## Short task
Repeat each line of the material below exactly as it appears, minus any pictures.

########

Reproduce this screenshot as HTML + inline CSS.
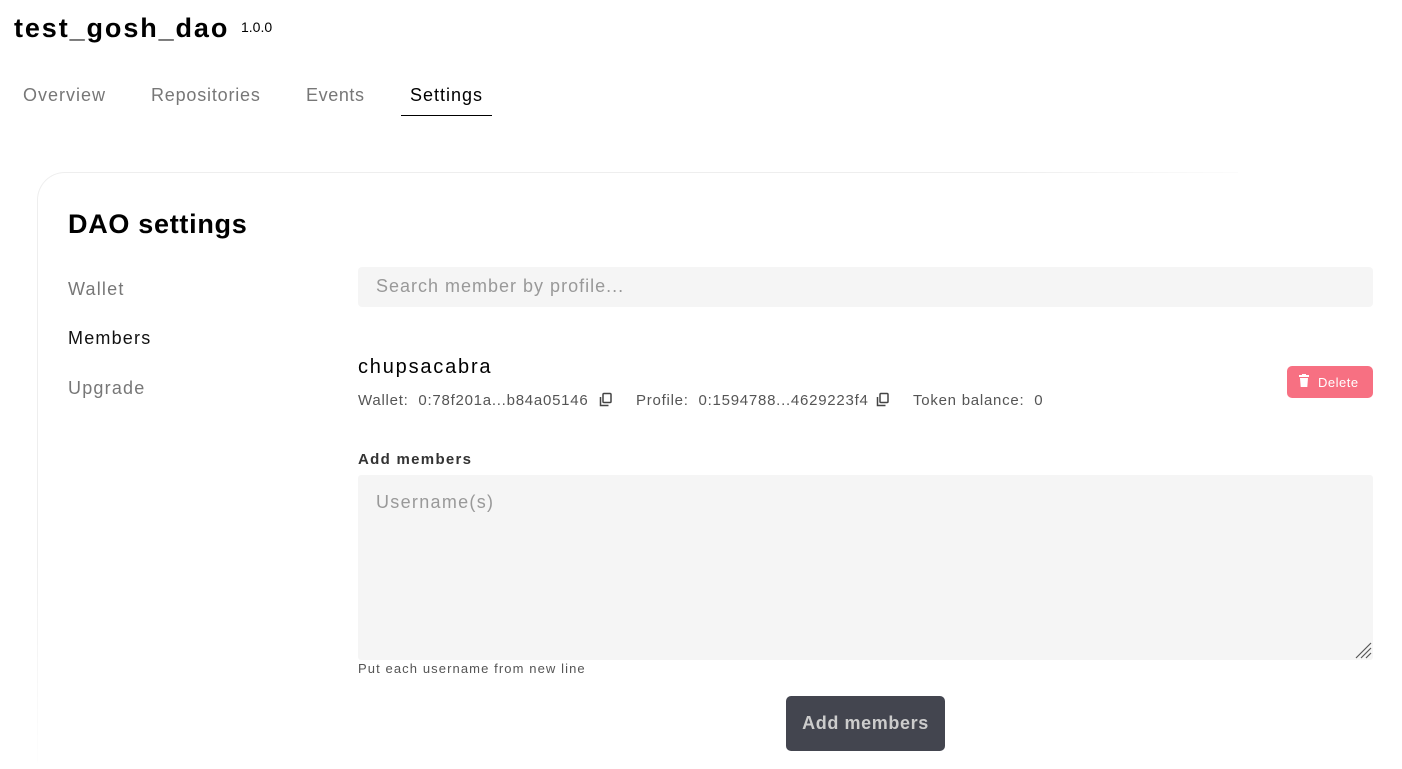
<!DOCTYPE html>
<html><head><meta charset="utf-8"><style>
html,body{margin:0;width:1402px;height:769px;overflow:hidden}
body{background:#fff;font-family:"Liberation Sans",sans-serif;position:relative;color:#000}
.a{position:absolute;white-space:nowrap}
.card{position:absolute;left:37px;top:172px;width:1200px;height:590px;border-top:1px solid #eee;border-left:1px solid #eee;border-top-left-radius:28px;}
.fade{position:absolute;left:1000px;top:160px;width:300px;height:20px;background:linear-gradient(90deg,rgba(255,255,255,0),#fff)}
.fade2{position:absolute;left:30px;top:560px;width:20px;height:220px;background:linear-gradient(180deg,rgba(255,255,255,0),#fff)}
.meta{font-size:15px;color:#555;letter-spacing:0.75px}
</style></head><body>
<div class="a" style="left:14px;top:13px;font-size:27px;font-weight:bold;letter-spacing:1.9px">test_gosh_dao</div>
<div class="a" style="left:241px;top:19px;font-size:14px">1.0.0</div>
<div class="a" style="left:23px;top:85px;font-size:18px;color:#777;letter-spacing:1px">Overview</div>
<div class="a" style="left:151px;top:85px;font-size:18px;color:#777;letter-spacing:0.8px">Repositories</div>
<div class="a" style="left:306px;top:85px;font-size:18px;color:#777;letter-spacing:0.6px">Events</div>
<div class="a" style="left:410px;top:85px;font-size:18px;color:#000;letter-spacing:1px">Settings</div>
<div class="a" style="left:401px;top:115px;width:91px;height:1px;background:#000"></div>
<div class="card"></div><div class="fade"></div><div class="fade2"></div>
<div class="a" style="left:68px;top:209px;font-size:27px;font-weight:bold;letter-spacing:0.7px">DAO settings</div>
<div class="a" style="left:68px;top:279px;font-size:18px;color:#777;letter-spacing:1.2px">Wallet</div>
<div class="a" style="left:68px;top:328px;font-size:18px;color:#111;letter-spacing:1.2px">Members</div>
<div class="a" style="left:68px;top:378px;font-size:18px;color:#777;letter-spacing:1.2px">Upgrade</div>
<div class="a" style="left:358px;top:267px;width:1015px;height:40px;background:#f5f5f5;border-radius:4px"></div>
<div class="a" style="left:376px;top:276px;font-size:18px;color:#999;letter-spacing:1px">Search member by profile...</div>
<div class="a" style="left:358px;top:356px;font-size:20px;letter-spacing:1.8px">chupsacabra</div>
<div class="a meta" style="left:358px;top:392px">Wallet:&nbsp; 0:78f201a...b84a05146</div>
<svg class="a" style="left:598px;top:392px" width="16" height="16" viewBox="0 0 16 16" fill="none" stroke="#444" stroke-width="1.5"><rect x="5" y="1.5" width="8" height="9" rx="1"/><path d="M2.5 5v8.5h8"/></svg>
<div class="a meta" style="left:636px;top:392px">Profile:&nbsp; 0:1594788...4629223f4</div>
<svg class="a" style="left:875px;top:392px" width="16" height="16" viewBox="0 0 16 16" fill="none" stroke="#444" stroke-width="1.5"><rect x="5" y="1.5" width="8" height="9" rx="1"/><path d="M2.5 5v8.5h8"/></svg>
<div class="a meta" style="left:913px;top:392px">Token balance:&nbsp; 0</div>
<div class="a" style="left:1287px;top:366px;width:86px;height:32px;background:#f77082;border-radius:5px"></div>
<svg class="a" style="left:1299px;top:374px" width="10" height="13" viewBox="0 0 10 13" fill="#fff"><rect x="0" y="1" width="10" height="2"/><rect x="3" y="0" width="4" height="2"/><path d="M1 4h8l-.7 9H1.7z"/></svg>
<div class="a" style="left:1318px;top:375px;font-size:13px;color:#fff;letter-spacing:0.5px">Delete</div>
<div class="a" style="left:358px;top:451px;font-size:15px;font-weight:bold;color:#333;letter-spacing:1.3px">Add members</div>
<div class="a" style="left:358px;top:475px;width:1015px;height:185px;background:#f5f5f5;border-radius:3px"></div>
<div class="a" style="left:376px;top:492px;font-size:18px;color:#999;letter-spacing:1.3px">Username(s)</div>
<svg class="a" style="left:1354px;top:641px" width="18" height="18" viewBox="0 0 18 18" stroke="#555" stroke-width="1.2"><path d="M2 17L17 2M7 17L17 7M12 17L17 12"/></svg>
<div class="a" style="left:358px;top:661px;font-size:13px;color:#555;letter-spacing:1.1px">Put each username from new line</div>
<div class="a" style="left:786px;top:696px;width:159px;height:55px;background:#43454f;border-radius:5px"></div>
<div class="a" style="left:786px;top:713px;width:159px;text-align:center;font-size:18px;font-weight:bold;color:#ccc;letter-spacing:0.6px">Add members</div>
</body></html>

########

## Exercise solution
Reproduce this screenshot as HTML + inline CSS.
<!DOCTYPE html>
<html><head><meta charset="utf-8"><style>
html,body{margin:0;width:1402px;height:769px;overflow:hidden}
body{background:#fff;font-family:"Liberation Sans",sans-serif;position:relative;color:#000}
.a{position:absolute;white-space:nowrap}
.card{position:absolute;left:37px;top:172px;width:1200px;height:590px;border-top:1px solid #eee;border-left:1px solid #eee;border-top-left-radius:28px;}
.fade{position:absolute;left:1000px;top:160px;width:300px;height:20px;background:linear-gradient(90deg,rgba(255,255,255,0),#fff)}
.fade2{position:absolute;left:30px;top:560px;width:20px;height:220px;background:linear-gradient(180deg,rgba(255,255,255,0),#fff)}
.meta{font-size:15px;color:#555;letter-spacing:0.75px}
</style></head><body>
<div class="a" style="left:14px;top:13px;font-size:27px;font-weight:bold;letter-spacing:1.9px">test_gosh_dao</div>
<div class="a" style="left:241px;top:19px;font-size:14px">1.0.0</div>
<div class="a" style="left:23px;top:85px;font-size:18px;color:#777;letter-spacing:1px">Overview</div>
<div class="a" style="left:151px;top:85px;font-size:18px;color:#777;letter-spacing:0.8px">Repositories</div>
<div class="a" style="left:306px;top:85px;font-size:18px;color:#777;letter-spacing:0.6px">Events</div>
<div class="a" style="left:410px;top:85px;font-size:18px;color:#000;letter-spacing:1px">Settings</div>
<div class="a" style="left:401px;top:115px;width:91px;height:1px;background:#000"></div>
<div class="card"></div><div class="fade"></div><div class="fade2"></div>
<div class="a" style="left:68px;top:209px;font-size:27px;font-weight:bold;letter-spacing:0.7px">DAO settings</div>
<div class="a" style="left:68px;top:279px;font-size:18px;color:#777;letter-spacing:1.2px">Wallet</div>
<div class="a" style="left:68px;top:328px;font-size:18px;color:#111;letter-spacing:1.2px">Members</div>
<div class="a" style="left:68px;top:378px;font-size:18px;color:#777;letter-spacing:1.2px">Upgrade</div>
<div class="a" style="left:358px;top:267px;width:1015px;height:40px;background:#f5f5f5;border-radius:4px"></div>
<div class="a" style="left:376px;top:276px;font-size:18px;color:#999;letter-spacing:1px">Search member by profile...</div>
<div class="a" style="left:358px;top:356px;font-size:20px;letter-spacing:1.8px">chupsacabra</div>
<div class="a meta" style="left:358px;top:392px">Wallet:&nbsp; 0:78f201a...b84a05146</div>
<svg class="a" style="left:598px;top:392px" width="16" height="16" viewBox="0 0 16 16" fill="none" stroke="#444" stroke-width="1.5"><rect x="5" y="1.5" width="8" height="9" rx="1"/><path d="M2.5 5v8.5h8"/></svg>
<div class="a meta" style="left:636px;top:392px">Profile:&nbsp; 0:1594788...4629223f4</div>
<svg class="a" style="left:875px;top:392px" width="16" height="16" viewBox="0 0 16 16" fill="none" stroke="#444" stroke-width="1.5"><rect x="5" y="1.5" width="8" height="9" rx="1"/><path d="M2.5 5v8.5h8"/></svg>
<div class="a meta" style="left:913px;top:392px">Token balance:&nbsp; 0</div>
<div class="a" style="left:1287px;top:366px;width:86px;height:32px;background:#f77082;border-radius:5px"></div>
<svg class="a" style="left:1299px;top:374px" width="10" height="13" viewBox="0 0 10 13" fill="#fff"><rect x="0" y="1" width="10" height="2"/><rect x="3" y="0" width="4" height="2"/><path d="M1 4h8l-.7 9H1.7z"/></svg>
<div class="a" style="left:1318px;top:375px;font-size:13px;color:#fff;letter-spacing:0.5px">Delete</div>
<div class="a" style="left:358px;top:451px;font-size:15px;font-weight:bold;color:#333;letter-spacing:1.3px">Add members</div>
<div class="a" style="left:358px;top:475px;width:1015px;height:185px;background:#f5f5f5;border-radius:3px"></div>
<div class="a" style="left:376px;top:492px;font-size:18px;color:#999;letter-spacing:1.3px">Username(s)</div>
<svg class="a" style="left:1354px;top:641px" width="18" height="18" viewBox="0 0 18 18" stroke="#555" stroke-width="1.2"><path d="M2 17L17 2M7 17L17 7M12 17L17 12"/></svg>
<div class="a" style="left:358px;top:661px;font-size:13px;color:#555;letter-spacing:1.1px">Put each username from new line</div>
<div class="a" style="left:786px;top:696px;width:159px;height:55px;background:#43454f;border-radius:5px"></div>
<div class="a" style="left:786px;top:713px;width:159px;text-align:center;font-size:18px;font-weight:bold;color:#ccc;letter-spacing:0.6px">Add members</div>
</body></html>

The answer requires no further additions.